I've had similar thoughts in the past about RACS and manual tokens. I think
it would be a good idea to be able to split it based on some configurable
factor other than vnodes. I think Marcus may have already addressed this to
some extent as well but if not it's theoretically possible.


On 20 July 2018 at 07:34, Carl Mueller <carl.muel...@smartthings.com.invalid
> wrote:

> I don't want to comment on the 10540 ticket since it seems very well
> focused on vnode-aligned sstable partitioning and compaction. I'm pretty
> excited about that ticket. RACS should enable:
>
> - smaller scale LCS, more constrained I/O consumption
> - less sstables to hit in read path
> - multithreaded/multiprocessor compactions and even serving of data based
> on individual vnode or pools of vnodes
> - better alignment of tombstones with data they should be
> nullifying/eventually removing
> - repair streaming efficiency
> - backups have more granularity for not uploading sstables that didn't
> change for the range since last backup snapshot
>
> There is ongoing discussions as to using Priam for cluster management where
> I am, and as I understand it (superficially) Priam does not use vnodes and
> use manual tokens, and expands via node multiples.

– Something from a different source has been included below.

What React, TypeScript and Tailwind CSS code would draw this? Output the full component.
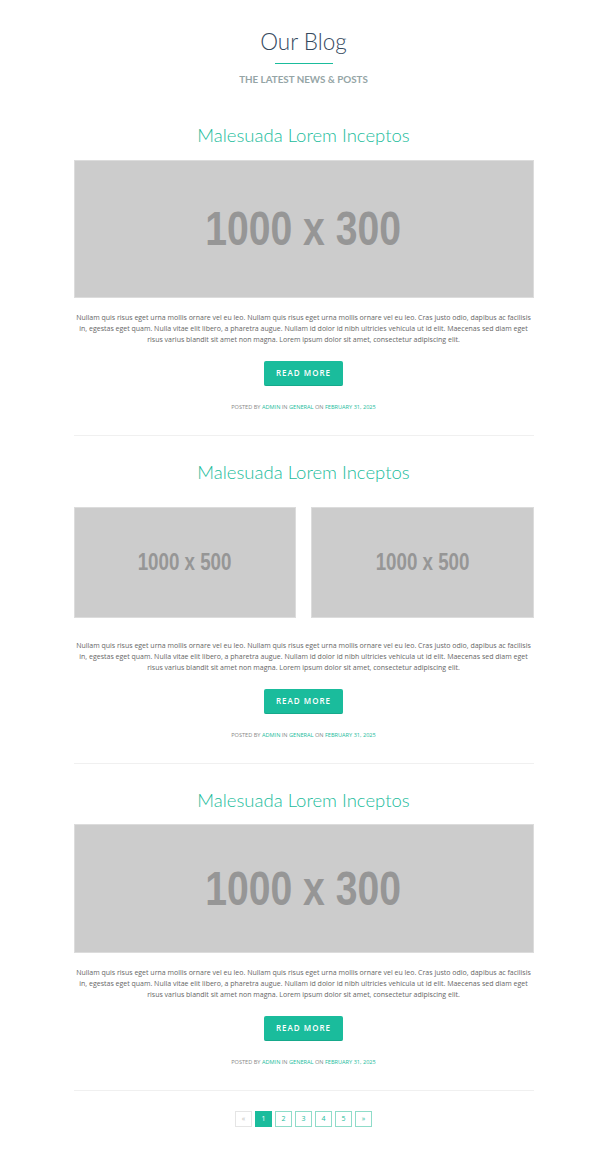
import React from "react";

const lines = [
  "Nullam quis risus eget urna mollis ornare vel eu leo. Nullam quis risus eget urna mollis ornare vel eu leo. Cras justo odio, dapibus ac facilisis",
  "in, egestas eget quam. Nulla vitae elit libero, a pharetra augue. Nullam id dolor id nibh ultricies vehicula ut id elit. Maecenas sed diam eget",
  "risus varius blandit sit amet non magna. Lorem ipsum dolor sit amet, consectetur adipiscing elit.",
];

function Placeholder({ label, className, textClass }: { label: string; className: string; textClass: string }) {
  return (
    <div className={`flex items-center justify-center bg-[#cccccc] border border-[#dcdcdc] ${className}`}>
      <span
        className={`inline-block scale-x-[0.815] font-['Liberation_Sans',Arial,sans-serif] font-bold text-[#969696] whitespace-nowrap ${textClass}`}
      >
        {label}
      </span>
    </div>
  );
}

function Post({ media, mediaTop, paraTop }: { media: React.ReactNode; mediaTop: string; paraTop: string }) {
  return (
    <article className="flex flex-col items-center">
      <h2 className="font-['Lato',sans-serif] font-light text-[18.5px] leading-[24px] text-[#1abc9c]">
        Malesuada Lorem Inceptos
      </h2>
      <div className={`w-full ${mediaTop}`}>{media}</div>
      <p className={`font-['Open_Sans',sans-serif] text-[7px] leading-[11px] text-[#666] text-center whitespace-nowrap ${paraTop}`}>
        {lines.map((l) => (
          <span key={l} className="block">
            {l}
          </span>
        ))}
      </p>
      <a className="mt-[16px] flex h-[25px] w-[79px] items-center justify-center rounded-[2px] bg-[#1abc9c] border-b border-[#16a98b] font-['Open_Sans',sans-serif] text-[8px] font-semibold tracking-[1px] text-white">
        READ MORE
      </a>
      <div className="mt-[17px] font-['Open_Sans',sans-serif] text-[5.6px] leading-[8px] text-[#888] uppercase">
        Posted by <span className="text-[#1abc9c]">Admin</span> in <span className="text-[#1abc9c]">General</span> on{" "}
        <span className="text-[#1abc9c]">February 31, 2025</span>
      </div>
      <div className="mt-[24px] h-px w-full bg-[#f0f0f0]" />
    </article>
  );
}

export default function App() {
  const pages = ["«", "1", "2", "3", "4", "5", "»"];
  return (
    <div className="min-h-[1168px] bg-white">
      <div className="mx-auto w-[460px] pt-[28px] pb-[40px]">
        <header className="flex flex-col items-center">
          <h1 className="font-['Lato',sans-serif] font-light text-[22.5px] leading-[28px] text-[#34495e]">Our Blog</h1>
          <div className="mt-[7px] h-px w-[58px] bg-[#1abc9c]" />
          <p className="mt-[8px] font-['Lato',sans-serif] font-bold text-[9.8px] leading-[14px] text-[#95a5a6]">
            THE LATEST NEWS &amp; POSTS
          </p>
        </header>

        <div className="mt-[37px] flex flex-col gap-[24px]">
          <Post
            mediaTop="mt-[13px]"
            paraTop="mt-[14px]"
            media={<Placeholder label="1000 x 300" className="h-[138px]" textClass="text-[48px]" />}
          />
          <Post
            mediaTop="mt-[23px]"
            paraTop="mt-[22px]"
            media={
              <div className="grid grid-cols-2 gap-[15px]">
                <Placeholder label="1000 x 500" className="h-[111px]" textClass="text-[23px]" />
                <Placeholder label="1000 x 500" className="h-[111px]" textClass="text-[23px]" />
              </div>
            }
          />
          <Post
            mediaTop="mt-[12px]"
            paraTop="mt-[14px]"
            media={<Placeholder label="1000 x 300" className="h-[129px]" textClass="text-[48px]" />}
          />
        </div>

        <nav className="mt-[20px] flex justify-center gap-[3px]">
          {pages.map((p, i) => (
            <span
              key={i}
              className={`flex h-[16px] w-[17px] items-center justify-center border font-['Open_Sans',sans-serif] text-[7px] ${
                i === 0
                  ? "border-[#e5e5e5] text-[#bbb]"
                  : i === 1
                  ? "border-[#1abc9c] bg-[#1abc9c] text-white"
                  : "border-[#8fdcc9] text-[#1abc9c]"
              }`}
            >
              {p}
            </span>
          ))}
        </nav>
      </div>
    </div>
  );
}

I believe it has certain
> advantages over vnodes including expanding by multiple machines at once,
> backups could possibly do (nodecount / RF) number of nodes for data backups
> rather than the mess of vnodes where you have to do basically all of them.
>
> But we could still do some divisor split of the manual range and apply RACS
> to that. I guess this would be vnode-lite. We could have some number like
> 100 subranges on a  node and expansion might just involve temporary lower
> bound count of subranges until the sstables can be reprocessed to the
> typical subrange count.
>
> Is this theoretically correct, or are there glaring things I might have
> missed with respect to RACS-style compaction and manual tokens?